Commitments in: Private Sector development and financial services for the poor - Financial Institutions, markets, services and microfinance

 “10. Structural Reforms: We will implement a range of structural reforms to boost and sustain global demand, foster job creation, contribute to global rebalancing, and increase our growth potential, and where needed undertake:

Product market reforms to simplify regulation and reduce regulatory barriers in order to promote competition and enhance productivity in key sectors.

Labor market and human resource development reforms, including better targeted benefits schemes to increase participation; education and training to increase employment in quality jobs, boost productivity and thereby enhance potential growth.

Tax reform to enhance productivity by removing distortions and improving the incentives to work, invest and innovate.

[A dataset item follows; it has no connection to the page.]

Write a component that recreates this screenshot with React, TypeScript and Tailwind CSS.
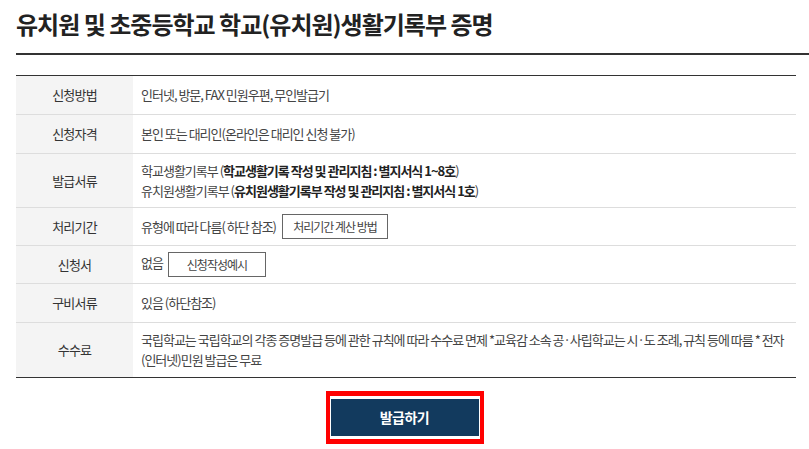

Green growth and innovation oriented policy measures to find new sources of growth and promote sustainable development.

Reforms to reduce the reliance on external demand and focus more on domestic sources of growth in surplus countries while promoting higher national savings and enhancing export competitiveness in deficit countries.

Reforms to strengthen social safety nets such as public health care and pension plans, corporate governance and financial market development to help reduce precautionary savings in emerging surplus countries.

Investment in infrastructure to address bottlenecks and enhance growth potential. In pursuing these reforms, we will draw on the expertise of the OECD, IMF, World Bank, ILO and other international organizations.”